At the end of the year the best books are picked. Various awards and rankings are published. What was the main 2010 event for you? What is your “book of the year”?
“The general impression is that they published less books than in 2009. 2010 didn’t fascinate me with new books, though there were some notable and important ones, for example all the “BBC Book of the Year”nominees. The new book by Lina Kostenko is dated from 2011 (we didn’t expect to make it this year), so let’s hope that in 2011 we will have more new and interesting issues — in spring the new luxurious color book The Flint by Yerko and some other talented new color issues will appear… In general, I wouldn’t like to delve into the problems of Ukrainian publishing, at least not during these magical holidays. Given our social circumstances it is a rather sad, but not a hopeless case.”
In the “Ukrainian Ramadan” Christian, pagan, and social holidays are mixed up… What is more important for you, the New Year or Christmas?
“In my Carpathian childhood we didn’t celebrate the New Year.
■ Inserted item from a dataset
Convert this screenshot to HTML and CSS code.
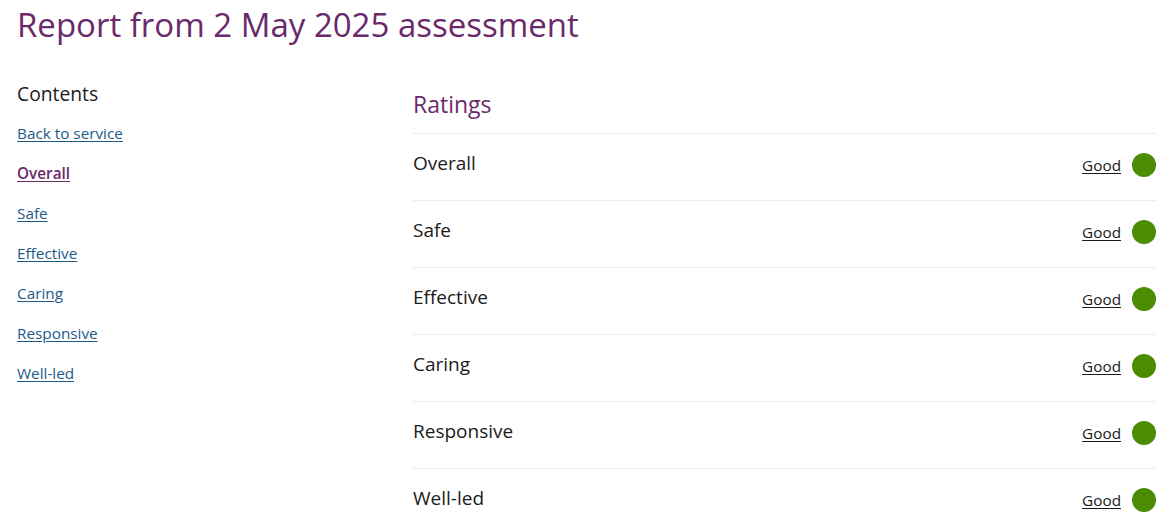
FILE: index.html
```html
<!DOCTYPE html>
<html lang="en">
<head>
<meta charset="utf-8">
<title>Report from 2 May 2025 assessment</title>
<link rel="stylesheet" href="styles.css">
</head>
<body>
<div class="page">
  <h1 class="title">Report from 2 May 2025 assessment</h1>
  <div class="layout">
    <nav class="contents">
      <h2 class="contents-heading">Contents</h2>
      <ul class="contents-list">
        <li><a href="#" class="contents-link">Back to service</a></li>
        <li><a href="#" class="contents-link is-current">Overall</a></li>
        <li><a href="#" class="contents-link">Safe</a></li>
        <li><a href="#" class="contents-link">Effective</a></li>
        <li><a href="#" class="contents-link">Caring</a></li>
        <li><a href="#" class="contents-link">Responsive</a></li>
        <li><a href="#" class="contents-link">Well-led</a></li>
      </ul>
    </nav>
    <section class="ratings">
      <h2 class="ratings-heading">Ratings</h2>
      <ul class="ratings-list">
        <li class="rating-row"><span class="rating-name">Overall</span><span class="rating-value"><a href="#" class="rating-link">Good</a><span class="rating-dot"></span></span></li>
        <li class="rating-row"><span class="rating-name">Safe</span><span class="rating-value"><a href="#" class="rating-link">Good</a><span class="rating-dot"></span></span></li>
        <li class="rating-row"><span class="rating-name">Effective</span><span class="rating-value"><a href="#" class="rating-link">Good</a><span class="rating-dot"></span></span></li>
        <li class="rating-row"><span class="rating-name">Caring</span><span class="rating-value"><a href="#" class="rating-link">Good</a><span class="rating-dot"></span></span></li>
        <li class="rating-row"><span class="rating-name">Responsive</span><span class="rating-value"><a href="#" class="rating-link">Good</a><span class="rating-dot"></span></span></li>
        <li class="rating-row"><span class="rating-name">Well-led</span><span class="rating-value"><a href="#" class="rating-link">Good</a><span class="rating-dot"></span></span></li>
      </ul>
    </section>
  </div>
</div>
</body>
</html>
```
FILE: styles.css
```css
* { box-sizing: border-box; }
html, body { margin: 0; padding: 0; background: #fff; }
body {
  font-family: "Open Sans", "Noto Sans", sans-serif;
  color: #1b1b1b;
}
.page {
  padding: 0 20px 0 17px;
}
.title {
  margin: 0;
  padding-top: 3px;
  font-size: 33px;
  font-weight: 400;
  line-height: 44px;
  color: #6a2a6a;
}
.layout {
  display: grid;
  grid-template-columns: 396px 1fr;
  margin-top: 33px;
}
.contents-heading {
  margin: 0;
  font-size: 19.3px;
  font-weight: 400;
  line-height: 28px;
  color: #1b1b1b;
}
.contents-list {
  list-style: none;
  margin: 0;
  padding: 0;
  margin-top: 14px;
  display: flex;
  flex-direction: column;
  gap: 18px;
}
.contents-list li { line-height: 22px; }
.contents-link {
  font-size: 15.3px;
  color: #1c5a8a;
  text-decoration: underline;
  text-underline-offset: 2px;
}
.contents-link.is-current {
  color: #6a2a6a;
  font-weight: 600;
}
.ratings {
  padding-top: 8px;
}
.ratings-heading {
  margin: 0;
  font-size: 23px;
  font-weight: 400;
  line-height: 32px;
  color: #6a2a6a;
  padding-bottom: 13px;
}
.ratings-list {
  list-style: none;
  margin: 0;
  padding: 0;
}
.rating-row {
  display: flex;
  align-items: center;
  justify-content: space-between;
  height: 67px;
  border-top: 1px solid #ececec;
  padding-bottom: 8px;
}
.rating-name {
  font-size: 19px;
  line-height: 28px;
  color: #1b1b1b;
}
.rating-value {
  display: flex;
  align-items: center;
  gap: 11px;
  padding-top: 3px;
}
.rating-link {
  font-size: 15.3px;
  color: #1b1b1b;
  text-decoration: underline;
  text-underline-offset: 2px;
}
.rating-dot {
  width: 24px;
  height: 24px;
  border-radius: 50%;
  background: #4b8c03;
}
```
This tradition might have appeared at the same time as TVs and the Soviet celebrations. But I don’t regret that now we have a new holiday, the more that it fits well into the general winter cycle. Now we celebrate the New Year in Kyiv, and Christmas in Berezove.
“Of course, sometimes I want to celebrate Christmas with the whole world. It is strange that for us Jesus Christ is born two weeks later. Isn’t it why those inviolable democratic values, existing in Europe, are being born and established in our country later? Isn’t it why everything in our country happens too late? Maybe we should try to celebrate not only two New Years, but two Christmases too?.. (Laughing).”